GHI works closely with the government of Rwanda, working within the rural health center system, and has been identified as a key partner in a national plan to eliminate malnutrition. Currently, GHI works with four health centers in |Rwanda's Gasabo district: Gikomero, Rubungo, Nyaconga, and Kayanga. In the Musanze district, it works with four health centers: Murandi, Gasiza, Shingiro, and Kinigi. GHI provides nutrition workshops to workers at these health centers through the ACCESS project and partners with the Segal Family Foundation to offer training to clinical partners throughout these regions.[5]

The organization also works with the European Union and UNICEF [6] to advocate for policies and programs that promote sustainable, nutrition-based agricultural practices as well as the integration of holistic, peer-based education into the prevention and treatment of malnutrition. GHI presented at the Rwandan Ministry of Health's 2011 and 2014 National Nutrition Summit, contributed to the National Strategy for the Transformation of Agriculture in 2013 and participated in the 2012 Skoll World Forum and the 2012 Opportunity Collaboration.

Since 2017, GHI has been collaborating with UNHCR and Save the Children. Together, GHI and these international organizations have worked in Mahama Refugee Camp to provide nutrition demos and life-skills sessions. There are plans to apply these trainings training to Kigeme Refugee Camp. The goal in these partnerships is to improve the health of children and decrease malnutrition.

GHI has also developed a partnership with Community Health Workers' community growth monitoring campaigns. With this partnership, GHI has weighed and measured 16,184 to date.

Since 2017 World Food Programme is working with GHI to implement a School Training Guide. These programs train "head teachers" in creating a school garden, with the hope that surrounding communities will benefit from the skills students and teachers learn in these classes.

GHI has also partnered with a Kate Spade factory that employs almost exclusively women in the Masoro District of Kigali. GHI implemented a temporary program called "Life Skills Friday," which women who work at the factory have continued. The women end work early on Fridays to meet and collaborate ways of improving the health and diet of their children.

Seed Prescription Program

At GHI's 20 Partner Health Centers, doctors can prescribe seeds as treatment for malnutrition. Three times a year, GHI visits its Health Center Partners to work with diagnosed patients' caregivers in creating a bio-diverse home garden. There are also health trainings designed to address complex reasons for lacking a wholesome diet. Two trained "Field Educators" reach 40 families per season. These trainings not only provide families with complete "seed packages," but also knowledge of how to take care of a garden and why eating healthy is important.

Evidence of Impact

GHI enrolled 596 caregivers and 625 children. The organization has established 582 home gardens.

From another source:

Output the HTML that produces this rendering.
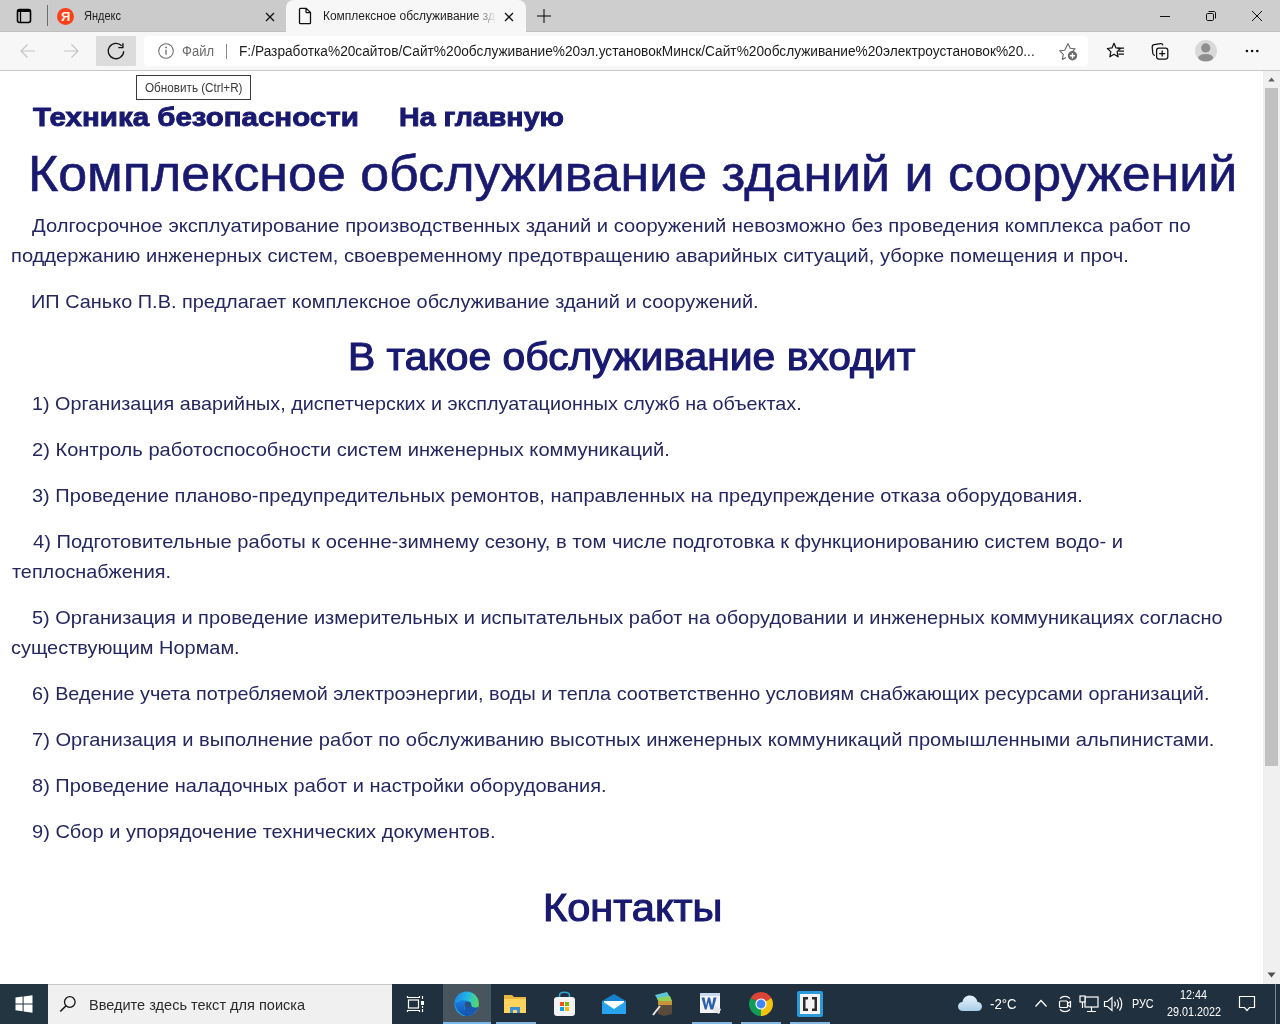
<!DOCTYPE html>
<html><head><meta charset="utf-8"><title>Комплексное обслуживание</title>
<style>
html,body{margin:0;padding:0}
body{width:1280px;height:1024px;position:relative;overflow:hidden;background:#fff;font-family:"Liberation Sans",sans-serif}
.a{position:absolute}
.t{position:absolute;white-space:nowrap;line-height:1;transform-origin:0 0}
.b{font-size:19.0px;color:#262660}
.h{color:#191970}
</style></head><body>

<!-- ===== TAB STRIP ===== -->
<div class="a" style="left:0;top:0;width:1280px;height:32px;background:#cecece"></div><div class="a" style="left:0;top:31px;width:1280px;height:1px;background:#bfbfbf"></div>
<!-- tab actions icon -->
<svg class="a" style="left:16px;top:8px" width="16" height="16" viewBox="0 0 16 16"><rect x="1.5" y="1.5" width="13" height="13" rx="2" fill="none" stroke="#000" stroke-width="1.6"/><rect x="1.5" y="1.5" width="13" height="2.5" fill="#000"/><line x1="4.5" y1="3" x2="4.5" y2="14" stroke="#000" stroke-width="1.3"/></svg>
<div class="a" style="left:47px;top:5px;width:1px;height:21px;background:#6d6d6d"></div>
<!-- inactive tab -->
<div class="a" style="left:49px;top:0;width:237px;height:31px;background:#cbcbcb;border-radius:0 0 5px 0"></div>
<div class="a" style="left:57px;top:8px;width:17px;height:17px;border-radius:50%;background:#fc3f1d"></div><div class="t" style="left:61px;top:10px;font-size:13px;font-weight:bold;color:#fff5e0">Я</div>
<div class="t" style="left:84px;top:10px;font-size:12px;color:#1e1e1e;transform:scaleX(0.917)">Яндекс</div>
<svg class="a" style="left:265px;top:12px" width="10" height="10" viewBox="0 0 10 10"><path d="M1 1L9 9M9 1L1 9" stroke="#111" stroke-width="1.3"/></svg>
<!-- active tab -->
<div class="a" style="left:286px;top:0;width:240px;height:40px;background:#f7f7f7;border-radius:8px 8px 0 0"></div>
<svg class="a" style="left:298px;top:7px" width="14" height="18" viewBox="0 0 14 18"><path d="M1.5 2.2c0-.5.4-.9.9-.9h5.8l4.3 4.3v10.2c0 .5-.4.9-.9.9H2.4c-.5 0-.9-.4-.9-.9z M8 1.5v3.3c0 .5.4.9.9.9h3.4" fill="none" stroke="#111" stroke-width="1.3"/></svg>
<div style="position:absolute;left:323px;top:0;width:174px;height:32px;overflow:hidden;-webkit-mask-image:linear-gradient(90deg,#000 152px,transparent 173px)"><div class="t" style="left:0;top:10px;font-size:12px;color:#1e1e1e;transform:scaleX(0.997)">Комплексное обслуживание здан</div></div>
<svg class="a" style="left:504px;top:12px" width="10" height="10" viewBox="0 0 10 10"><path d="M1 1L9 9M9 1L1 9" stroke="#111" stroke-width="1.3"/></svg>
<svg class="a" style="left:536px;top:8px" width="16" height="16" viewBox="0 0 16 16"><path d="M8 1V15M1 8H15" stroke="#000" stroke-width="1"/></svg>
<!-- window controls -->
<div class="a" style="left:1160px;top:16px;width:10px;height:1px;background:#111"></div>
<svg class="a" style="left:1205px;top:10px" width="12" height="12" viewBox="0 0 12 12"><rect x="1.5" y="3.5" width="7" height="7" rx="1.2" fill="none" stroke="#111" stroke-width="1"/><path d="M3.5 1.5H9c.8 0 1.5.7 1.5 1.5V8.5" fill="none" stroke="#111" stroke-width="1"/></svg>
<svg class="a" style="left:1251px;top:10px" width="12" height="12" viewBox="0 0 12 12"><path d="M1 1L11 11M11 1L1 11" stroke="#111" stroke-width="1"/></svg>

<!-- ===== TOOLBAR ===== -->
<div class="a" style="left:0;top:32px;width:1280px;height:38px;background:#f7f7f7"></div>
<div class="a" style="left:0;top:70px;width:1280px;height:1px;background:#c6c6c6"></div>
<svg class="a" style="left:19px;top:42px" width="18" height="18" viewBox="0 0 18 18"><path d="M16 9H2M8.5 2.5L2 9l6.5 6.5" fill="none" stroke="#c4c4c4" stroke-width="1.2"/></svg>
<svg class="a" style="left:62px;top:42px" width="18" height="18" viewBox="0 0 18 18"><path d="M2 9h14M9.5 2.5L16 9l-6.5 6.5" fill="none" stroke="#c4c4c4" stroke-width="1.2"/></svg>
<div class="a" style="left:96px;top:36px;width:40px;height:30px;background:#dcdcdc;border-radius:1px"></div>
<svg class="a" style="left:107px;top:42px" width="18" height="18" viewBox="0 0 18 18"><path d="M16.7 9.3A7.7 7.7 0 1 1 14.6 3.7" fill="none" stroke="#111" stroke-width="1.3"/><path d="M15.9 1.2V5.6H11.3" fill="none" stroke="#111" stroke-width="1.4"/></svg>
<div class="a" style="left:144px;top:36px;width:944px;height:30px;background:#fff;border-radius:4px"></div>
<svg class="a" style="left:157px;top:42px" width="18" height="18" viewBox="0 0 18 18"><circle cx="9" cy="9" r="7.3" fill="none" stroke="#6e6e6e" stroke-width="1.1"/><path d="M9 7.8v5" stroke="#6e6e6e" stroke-width="1.3"/><circle cx="9" cy="5.4" r=".9" fill="#6e6e6e"/></svg>
<div class="t" style="left:182px;top:44px;font-size:14px;color:#6c6c6c;transform:scaleX(0.93)">Файл</div>
<div class="a" style="left:226px;top:44px;width:1px;height:15px;background:#8a8a8a"></div>
<div class="t" style="left:239px;top:44px;font-size:14px;color:#1b1b1b;transform:scaleX(0.978)">F:/Разработка%20сайтов/Сайт%20обслуживание%20эл.установокМинск/Сайт%20обслуживание%20электроустановок%20...</div>
<svg class="a" style="left:1057px;top:41px" width="22" height="22" viewBox="0 0 22 22"><path d="M11 2.6l2.2 4.6 4.9.7-3.5 3.4.3 1.6M9 16.5l-3.6 1.9.9-5-3.6-3.5 5-.7L11 2.6" fill="none" stroke="#6b6b6b" stroke-width="1.15" stroke-linejoin="round"/><circle cx="15.5" cy="14.8" r="4.7" fill="#6b6b6b"/><path d="M15.5 12.2v5.2M12.9 14.8h5.2" stroke="#fff" stroke-width="1.4"/></svg>
<svg class="a" style="left:1106px;top:42px" width="20" height="18" viewBox="0 0 20 18"><path d="M8 1.3l2 4.6 4.4.6-3.3 3.1 1 5.2L8 12.3l-4.1 2.5.9-5.2L1.4 6.5l4.6-.6z" fill="none" stroke="#111" stroke-width="1.25" stroke-linejoin="round"/><path d="M11.5 6.2h6.5M12.5 9.2h5.5M12.5 12.2h5.5" stroke="#111" stroke-width="1.25"/></svg>
<svg class="a" style="left:1151px;top:42px" width="19" height="19" viewBox="0 0 19 19"><path d="M4 13.5C2.8 13.4 2 12.5 1.8 11.4L1.2 5.3c-.1-1.3.8-2.4 2.1-2.6l6.2-1c1.2-.2 2.2.5 2.5 1.6" fill="none" stroke="#111" stroke-width="1.25"/><rect x="5.6" y="6.2" width="11.2" height="10.8" rx="2.2" fill="none" stroke="#111" stroke-width="1.25"/><path d="M11.2 8.6v6M8.2 11.6h6" stroke="#111" stroke-width="1.3"/></svg>
<svg class="a" style="left:1195px;top:40px" width="22" height="22" viewBox="0 0 22 22"><circle cx="11" cy="11" r="11" fill="#d9d9d9"/><circle cx="10.7" cy="7.9" r="4.6" fill="#8e8e8e"/><ellipse cx="10.7" cy="17.6" rx="7.4" ry="3.7" fill="#8e8e8e"/></svg>
<svg class="a" style="left:1242px;top:48px" width="20" height="6" viewBox="0 0 20 6"><circle cx="4.9" cy="3" r="1.3" fill="#111"/><circle cx="10.1" cy="3" r="1.3" fill="#111"/><circle cx="15.3" cy="3" r="1.3" fill="#111"/></svg>

<!-- ===== CONTENT ===== -->
<div id="content">
<div class="t h" style="left:33px;top:104px;transform:scaleX(1.134);font-size:26px;font-weight:bold;-webkit-text-stroke:0.9px #191970">Техника безопасности</div>
<div class="t h" style="left:399px;top:104px;transform:scaleX(1.1);font-size:26px;font-weight:bold;-webkit-text-stroke:0.9px #191970">На главную</div>
<div class="t h" style="left:28px;top:149px;transform:scaleX(1.0383);font-size:50px;-webkit-text-stroke:0.6px #191970">Комплексное обслуживание зданий и сооружений</div>

<div class="t b" style="left:32.4px;top:216px;transform:scaleX(1.0623)">Долгосрочное эксплуатирование производственных зданий и сооружений невозможно без проведения комплекса работ по</div>
<div class="t b" style="left:11.4px;top:246px;transform:scaleX(1.0572)">поддержанию инженерных систем, своевременному предотвращению аварийных ситуаций, уборке помещения и проч.</div>
<div class="t b" style="left:30.8px;top:292px;transform:scaleX(1.0483)">ИП Санько П.В. предлагает комплексное обслуживание зданий и сооружений.</div>

<div class="t h" style="left:348px;top:338px;transform:scaleX(1.074);font-size:38px;-webkit-text-stroke:1.1px #191970">В такое обслуживание входит</div>

<div class="t b" style="left:32.0px;top:394px;transform:scaleX(1.0405)">1) Организация аварийных, диспетчерских и эксплуатационных служб на объектах.</div>
<div class="t b" style="left:31.8px;top:440px;transform:scaleX(1.0586)">2) Контроль работоспособности систем инженерных коммуникаций.</div>
<div class="t b" style="left:31.8px;top:486px;transform:scaleX(1.0517)">3) Проведение планово-предупредительных ремонтов, направленных на предупреждение отказа оборудования.</div>
<div class="t b" style="left:32.8px;top:532px;transform:scaleX(1.0594)">4) Подготовительные работы к осенне-зимнему сезону, в том числе подготовка к функционированию систем водо- и</div>
<div class="t b" style="left:12.4px;top:562px;transform:scaleX(1.0434)">теплоснабжения.</div>
<div class="t b" style="left:31.8px;top:608px;transform:scaleX(1.0518)">5) Организация и проведение измерительных и испытательных работ на оборудовании и инженерных коммуникациях согласно</div>
<div class="t b" style="left:11.4px;top:638px;transform:scaleX(1.0487)">существующим Нормам.</div>
<div class="t b" style="left:31.8px;top:684px;transform:scaleX(1.0433)">6) Ведение учета потребляемой электроэнергии, воды и тепла соответственно условиям снабжающих ресурсами организаций.</div>
<div class="t b" style="left:31.8px;top:730px;transform:scaleX(1.0576)">7) Организация и выполнение работ по обслуживанию высотных инженерных коммуникаций промышленными альпинистами.</div>
<div class="t b" style="left:31.8px;top:776px;transform:scaleX(1.0532)">8) Проведение наладочных работ и настройки оборудования.</div>
<div class="t b" style="left:31.8px;top:822px;transform:scaleX(1.0544)">9) Сбор и упорядочение технических документов.</div>

<div class="t h" style="left:543px;top:888px;transform:scaleX(1.065);font-size:39px;-webkit-text-stroke:1.1px #191970">Контакты</div>
</div>

<!-- ===== TOOLTIP ===== -->
<div class="a" style="left:136px;top:75px;width:113px;height:23px;border:1px solid #3a3a3a;background:#fff"></div>
<div class="t" style="left:145px;top:82px;font-size:12px;color:#383838;transform:scaleX(0.975)">Обновить (Ctrl+R)</div>

<!-- ===== SCROLLBAR ===== -->
<div class="a" style="left:1263px;top:71px;width:17px;height:913px;background:#f0f0f0"></div>
<svg class="a" style="left:1263px;top:73px" width="17" height="12" viewBox="0 0 17 12"><path d="M5.2 8.6L8.5 4.6 11.8 8.6z" fill="#606060"/></svg>
<div class="a" style="left:1265px;top:88px;width:13px;height:678px;background:#c1c1c1"></div>
<svg class="a" style="left:1263px;top:970px" width="17" height="12" viewBox="0 0 17 12"><path d="M4.5 2.5L8.5 7.5 12.5 2.5z" fill="#505050"/></svg>

<!-- ===== TASKBAR ===== -->
<div class="a" style="left:0;top:984px;width:1280px;height:40px;background:#20303f"></div>
<div class="a" style="left:0;top:984px;width:48px;height:40px;background:#233540"></div>
<svg class="a" style="left:15px;top:995px" width="18" height="18" viewBox="0 0 18 18"><path d="M0.5 2.6L7.6 1.6V8.4H0.5z M8.6 1.4L17.5 0.2V8.4H8.6z M0.5 9.4H7.6V16.3L0.5 15.3z M8.6 9.4H17.5V17.7L8.6 16.5z" fill="#fff"/></svg>
<div class="a" style="left:48px;top:984px;width:344px;height:40px;background:#f0f0f0;box-shadow:inset 0 1px 0 #c9c9c9"></div>
<svg class="a" style="left:58px;top:994px" width="20" height="20" viewBox="0 0 20 20"><circle cx="11.8" cy="8" r="5.3" fill="none" stroke="#111" stroke-width="1.3"/><path d="M8 11.8L2.3 17.5" stroke="#111" stroke-width="1.5"/></svg>
<div class="t" style="left:89px;top:997px;font-size:15px;color:#2b2b2b;transform:scaleX(0.969)">Введите здесь текст для поиска</div>
<!-- task view -->
<svg class="a" style="left:406px;top:995px" width="20" height="18" viewBox="0 0 20 18"><path d="M1.5 1v1.5h12V1M1.5 17v-1.5h12V17" fill="none" stroke="#fff" stroke-width="1.2"/><rect x="2.5" y="5" width="10" height="8" fill="none" stroke="#fff" stroke-width="1.2"/><path d="M16.5 1v3M16.5 14v3" stroke="#fff" stroke-width="1.2"/><rect x="15" y="6" width="3" height="4" fill="#fff"/><path d="M16.5 11v2" stroke="#fff" stroke-width="1.2"/></svg>
<!-- edge -->
<div class="a" style="left:443px;top:984px;width:48px;height:40px;background:#48555f"></div>
<div class="a" style="left:443px;top:1022px;width:48px;height:2px;background:#7db8ec"></div>
<svg class="a" style="left:454px;top:991px" width="26" height="26" viewBox="0 0 26 26"><defs><linearGradient id="eg1" x1="0" y1=".3" x2="1" y2=".6"><stop offset="0" stop-color="#1b86e6"/><stop offset=".45" stop-color="#22b6e6"/><stop offset=".75" stop-color="#3fd09a"/><stop offset="1" stop-color="#62d655"/></linearGradient><linearGradient id="eg2" x1="0" y1="0" x2="0" y2="1"><stop offset="0" stop-color="#1a7fe0"/><stop offset="1" stop-color="#134fae"/></linearGradient></defs><circle cx="12.6" cy="12.8" r="12.3" fill="url(#eg1)"/><path d="M1 11.5C1.5 17.5 6 24.5 12.6 25.1c3.5.2 7-1.2 9.3-3.6-3 1.2-6.5 1.5-9-.3-2.5-1.8-3.5-4.5-2.5-7.2.7-2 2.3-3.3 4-3.5-3-1.5-7-1.6-9.5.3C3 11.5 1.8 12.5 1 11.5z" fill="url(#eg2)"/><path d="M10.5 14.2c0-2.3 1.6-3.8 3.6-3.8s3.3 1.6 3.3 3c-.2 1.6 1 3 3.6 3.2 1.4.1 2.6-.3 3.6-1.1-.7 3.2-2.5 5.5-4.5 6.5-2.5 1.4-6 1.3-8-.5-1.5-1.4-1.8-4-1.6-7.3z" fill="#1a58b0"/><ellipse cx="13.6" cy="13.6" rx="2.8" ry="2.9" fill="#2d4f78"/></svg>
<!-- explorer -->
<div class="a" style="left:496px;top:1022px;width:40px;height:2px;background:#84b6e0"></div>
<svg class="a" style="left:503px;top:993px" width="24" height="22" viewBox="0 0 24 22"><path d="M1 2h8l2 2h12v16H1z" fill="#e8b83e"/><rect x="1" y="6" width="22" height="14" fill="#ffd35c"/><path d="M7 20v-6h10v6h-3v-3h-4v3z" fill="#3a8fd8"/></svg>
<!-- store -->
<svg class="a" style="left:552px;top:991px" width="25" height="26" viewBox="0 0 25 26"><path d="M7.5 7V4.5c0-2 1.5-3.2 5-3.2s5 1.2 5 3.2V7" fill="none" stroke="#2ea7d8" stroke-width="1.6"/><rect x="2" y="6" width="21" height="19" rx="3" fill="#f3f3f3"/><rect x="8" y="11" width="4" height="4" fill="#f25022"/><rect x="13" y="11" width="4" height="4" fill="#7fba00"/><rect x="8" y="16" width="4" height="4" fill="#00a4ef"/><rect x="13" y="16" width="4" height="4" fill="#ffb900"/></svg>
<!-- mail -->
<svg class="a" style="left:601px;top:993px" width="26" height="22" viewBox="0 0 26 22"><path d="M1 8L13 1 25 8v13H1z" fill="#1680c8"/><path d="M3 8h20v10H3z" fill="#fff"/><path d="M1 8l12 8 12-8v13H1z" fill="#28a4ee"/></svg>
<!-- archive -->
<svg class="a" style="left:650px;top:991px" width="26" height="26" viewBox="0 0 26 26"><path d="M5 4l12-3 3 5-12 3z" fill="#5cc6d8"/><path d="M7 7l13-2 2 5-13 2z" fill="#8ed05a"/><path d="M8 10h14v13l-8 2-6-2z" fill="#5a4a3c"/><path d="M8 10h14v4H8z" fill="#c8943a"/><path d="M3 24l7-9" stroke="#e8e8e8" stroke-width="2"/></svg>
<!-- word -->
<div class="a" style="left:692px;top:1022px;width:40px;height:2px;background:#84b6e0"></div>
<svg class="a" style="left:699px;top:992px" width="24" height="24" viewBox="0 0 24 24"><rect x="1" y="1" width="20" height="20" fill="#f4f4f4"/><rect x="1" y="1" width="20" height="3" fill="#c9d9ef"/><path d="M2.5 5.5h3l1.5 8 2-8h2l2 8 1.5-8h3l-3.3 12h-2.8l-1.9-7.5-1.9 7.5H5.8z" fill="#2b5fb4"/><path d="M16 14l6 3-2 5-6-3z" fill="#e6e6e6"/></svg>
<!-- chrome -->
<div class="a" style="left:741px;top:1022px;width:40px;height:2px;background:#84b6e0"></div>
<svg class="a" style="left:748px;top:991px" width="26" height="26" viewBox="0 0 26 26"><path d="M13 13L23.39 7A12 12 0 0 0 2.61 7Z" fill="#db4437"/><path d="M13 13L2.61 7A12 12 0 0 0 13 25Z" fill="#0f9d58"/><path d="M13 13L13 25A12 12 0 0 0 23.39 7Z" fill="#f4c20d"/><circle cx="13" cy="13" r="5.6" fill="#fff"/><circle cx="13" cy="13" r="4.4" fill="#4285f4"/></svg>
<!-- brackets -->
<div class="a" style="left:790px;top:1022px;width:40px;height:2px;background:#84b6e0"></div>
<svg class="a" style="left:797px;top:991px" width="26" height="26" viewBox="0 0 26 26"><rect x="0" y="0" width="26" height="26" rx="2" fill="#2c9ad8"/><rect x="3" y="3" width="20" height="20" fill="#f4f4f4"/><path d="M6 6h5v2.5H8.5v9H11V20H6z M20 6h-5v2.5h2.5v9H15V20h5z" fill="#2d2d2d"/></svg>

<!-- tray -->
<svg class="a" style="left:957px;top:993px" width="26" height="20" viewBox="0 0 26 20"><defs><linearGradient id="cg" x1="0" y1="0" x2="0" y2="1"><stop offset="0" stop-color="#e8f4fc"/><stop offset="1" stop-color="#a8cde8"/></linearGradient></defs><path d="M6 18c-3 0-5-2-5-4.5S3 9 5.5 9C6 5 9 2.5 13 2.5s7 3 7.5 6.5c2.5 0 4.5 2 4.5 4.5S23 18 20.5 18z" fill="url(#cg)"/></svg>
<div class="t" style="left:990px;top:997px;font-size:14px;color:#fff;transform:scaleX(0.94)">-2°C</div>
<svg class="a" style="left:1034px;top:998px" width="14" height="10" viewBox="0 0 14 10"><path d="M1.5 8.5L7 2.5l5.5 6" fill="none" stroke="#fff" stroke-width="1.3"/></svg>
<svg class="a" style="left:1056px;top:995px" width="18" height="18" viewBox="0 0 18 18"><path d="M4 3.5A7 7 0 0 1 14 3.5M4 14.5A7 7 0 0 0 14 14.5" fill="none" stroke="#fff" stroke-width="1.1"/><rect x="3.5" y="6" width="8" height="6.5" rx="1" fill="none" stroke="#fff" stroke-width="1.2"/><path d="M11.5 8.5l3-2v5.5l-3-2" fill="none" stroke="#fff" stroke-width="1.2"/></svg>
<svg class="a" style="left:1079px;top:995px" width="20" height="18" viewBox="0 0 20 18"><rect x="6" y="2" width="13" height="10" fill="none" stroke="#fff" stroke-width="1.2"/><rect x="1" y="1" width="5" height="6" fill="#20303f" stroke="#fff" stroke-width="1.2"/><path d="M12.5 12v4M8 16.5h9M3.5 7v6" stroke="#fff" stroke-width="1.2"/></svg>
<svg class="a" style="left:1103px;top:995px" width="20" height="18" viewBox="0 0 20 18"><path d="M1.5 6.5h3l4.5-4v13l-4.5-4h-3z" fill="none" stroke="#fff" stroke-width="1.2"/><path d="M11.5 6.5c1 1.5 1 3.5 0 5M14 4.5c2 2.5 2 6.5 0 9M16.5 2.5c3 3.5 3 9.5 0 13" fill="none" stroke="#fff" stroke-width="1.2"/></svg>
<div class="t" style="left:1132px;top:998px;font-size:12px;color:#fff;transform:scaleX(0.903)">РУС</div>
<div class="t" style="left:1180px;top:989px;font-size:12px;color:#fff;transform:scaleX(0.9)">12:44</div>
<div class="t" style="left:1167px;top:1006px;font-size:12px;color:#fff;transform:scaleX(0.9)">29.01.2022</div>
<svg class="a" style="left:1238px;top:995px" width="18" height="18" viewBox="0 0 18 18"><path d="M1.5 1.5h15v11h-5l-2.5 3-2.5-3h-5z" fill="none" stroke="#fff" stroke-width="1.2"/></svg>
<div class="a" style="left:1275px;top:984px;width:1px;height:40px;background:#7a8694"></div>

</body></html>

The following are statistics from August - December of 2017. GHI measures growth by taking a baseline survey before trainings and then distributing exit surveys post trainings.

Knowledge Gains: Average health and agriculture knowledge assessment scores increased from 27% at baseline to 78% at graduation. Ability of caregivers to identify the components of a balanced meal rose from 26% at baseline to 94% at graduation.

Behavior Change: Children meeting minimum dietary diversity increased from 36% at baseline to 65% at graduation. Children consuming iron or vitamin A rich vegetables increased to 90% Average vegetable varieties grown increased from 1.8 at baseline to 7.6 at graduation. 582 home gardens were established.

Health Outcomes: After just 14 weeks, 51% of children were on an improved growth trajectory After 2 years, 60% of children enrolled during the 2016A season remained on a positive growth trajectory.